After the revelations, the exposures, the hearings, what happened to those people who committed crimes against their fellow American citizens?

The department of the US government that calls itself Justice decided, some four years after the scandal broke, that no one would be held liable "in connection with the Federal Bureau of Investigation's fifteen-year campaign to disrupt the activities of suspected subversive organizations." [32] J. Stanley Pottinger, head of the Civil Rights Division of the DOJ, reported to the Attorney General that his office had found "no basis for criminal charges against any particular individuals involving particular incidents." [33] The government that murdered people, that hired others to murder people, that drove people into poorhouses, that split marriages asunder, that destroyed scores of livelihoods, had violated no "civil rights." The hearings were "punishment enough," the elite sniffed.

The efforts of the FBI against teachers, professors, workers, socialists, Black nationalists, and others (such as antiwar/peace activists) reveal the deep political nature of the agency, the Justice Department, and the United States government as a whole. Their objective was to criminalize dissent, and to instill the numbing fear of poverty into activists by running people out of their jobs solely on the basis of their political ideas. They were agents, neither of order, nor of law, but of capital. Anyone who merely questioned that arrangement, who thought that society could be organized on a more fair, rational basis, was seen as an enemy; in the words of the FBI itself, no holds were barred. [34]

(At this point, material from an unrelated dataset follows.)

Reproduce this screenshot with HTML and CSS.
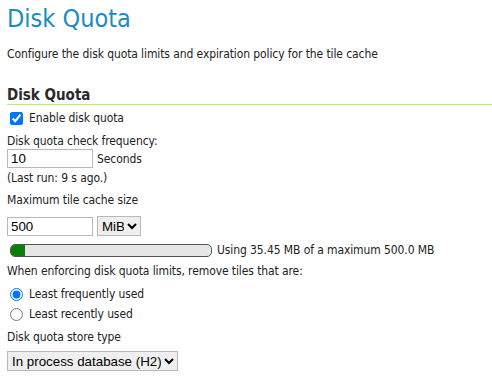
FILE: index.html
```html
<!DOCTYPE html>
<html>
<head>
<meta charset="utf-8">
<link rel="stylesheet" href="styles.css">
</head>
<body>
<div class="page">
  <h1 class="title">Disk Quota</h1>
  <p class="desc">Configure the disk quota limits and expiration policy for the tile cache</p>
  <h2 class="section">Disk Quota</h2>
  <div class="form">
    <label class="check-row"><input type="checkbox" checked> <span>Enable disk quota</span></label>
    <div class="label">Disk quota check frequency:</div>
    <div class="field-row tight"><input class="text" type="text" value="10"> <span>Seconds</span></div>
    <div class="note">(Last run: 9 s ago.)</div>
    <div class="label gap">Maximum tile cache size</div>
    <div class="field-row wide"><input class="text" type="text" value="500"> <select class="unit"><option>MiB</option></select></div>
    <div class="usage">
      <div class="bar"><div class="fill" style="width:7%"></div></div>
      <span>Using 35.45 MB of a maximum 500.0 MB</span>
    </div>
    <div class="label more">When enforcing disk quota limits, remove tiles that are:</div>
    <label class="radio-row first"><input type="radio" name="p" checked> <span>Least frequently used</span></label>
    <label class="radio-row"><input type="radio" name="p"> <span>Least recently used</span></label>
    <div class="label">Disk quota store type</div>
    <div class="field-row store-row"><select class="store"><option>In process database (H2)</option></select></div>
  </div>
</div>
</body>
</html>
```
FILE: styles.css
```css
html, body { margin: 0; padding: 0; background: #fff; }
body {
  font-family: "DejaVu Sans Condensed", "DejaVu Sans", sans-serif;
  font-size: 12px;
  color: #222;
  letter-spacing: -0.1px;
}
.page { padding: 0 0 0 7px; }
.title {
  font-size: 25px;
  font-weight: normal;
  color: #1b8bc2;
  margin: 3px 0 0;
  line-height: 32px;
  letter-spacing: 0;
}
.desc { margin: 11px 0 0; line-height: 16px; }
.section {
  font-size: 15px;
  font-weight: bold;
  color: #2a2a2a;
  margin: 24px 0 0;
  line-height: 18px;
  padding-bottom: 0;
  border-bottom: 1px solid #bfe08e;
  letter-spacing: 0;
}
.form { display: flex; flex-direction: column; align-items: flex-start; }
.check-row, .radio-row { display: flex; align-items: center; gap: 6px; height: 20px; margin-top: 2px; }
.check-row { margin-top: 3px; }
.radio-row.first { margin-top: 5px; }
.radio-row { margin-top: 0; }
.check-row input, .radio-row input { margin: 0 0 0 3px; width: 13px; height: 13px; }
.label { line-height: 16px; margin-top: 5px; }
.label.gap { margin-top: 6px; }
.label.more { margin-top: 6px; }
.field-row { display: flex; align-items: center; gap: 4px; margin-top: 4px; }
.field-row.tight { margin-top: 0; }
.field-row.wide { margin-top: 8px; }
.field-row.store-row { margin-top: 6px; }
.text {
  width: 86px; height: 19px; box-sizing: border-box;
  border: 1px solid #b8b8b8; padding: 1px 3px;
  font-family: "Liberation Sans", Arial, sans-serif; font-size: 13.33px; margin: 0;
  letter-spacing: 0;
}
select {
  height: 20px; box-sizing: border-box;
  font-family: "Liberation Sans", Arial, sans-serif; font-size: 13.33px; margin: 0;
  border: 1px solid #b8b8b8;
  letter-spacing: 0;
}
.note { line-height: 16px; margin-top: 2px; }
.unit { width: 44px; }
.usage { display: flex; align-items: center; gap: 5px; margin-top: 7px; padding-left: 3px; }
.bar {
  width: 200px; height: 11px;
  border: 1px solid #555; border-radius: 5px;
  background: #e6e6e6; overflow: hidden;
}
.fill { height: 100%; background: #0a7d0a; }
.store { width: 171px; }
```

The Bureau used its enormous power, influence, and contacts to intimidate politicians. It used the omnipresent press to hound people out of their jobs. It sabotaged allegedly free elections. It destroyed marriages. It shattered families. It fomented violence between political and social adversaries. And this is but the tip of the iceberg. If this is a law enforcement agency one shudders to think what a hate group would do.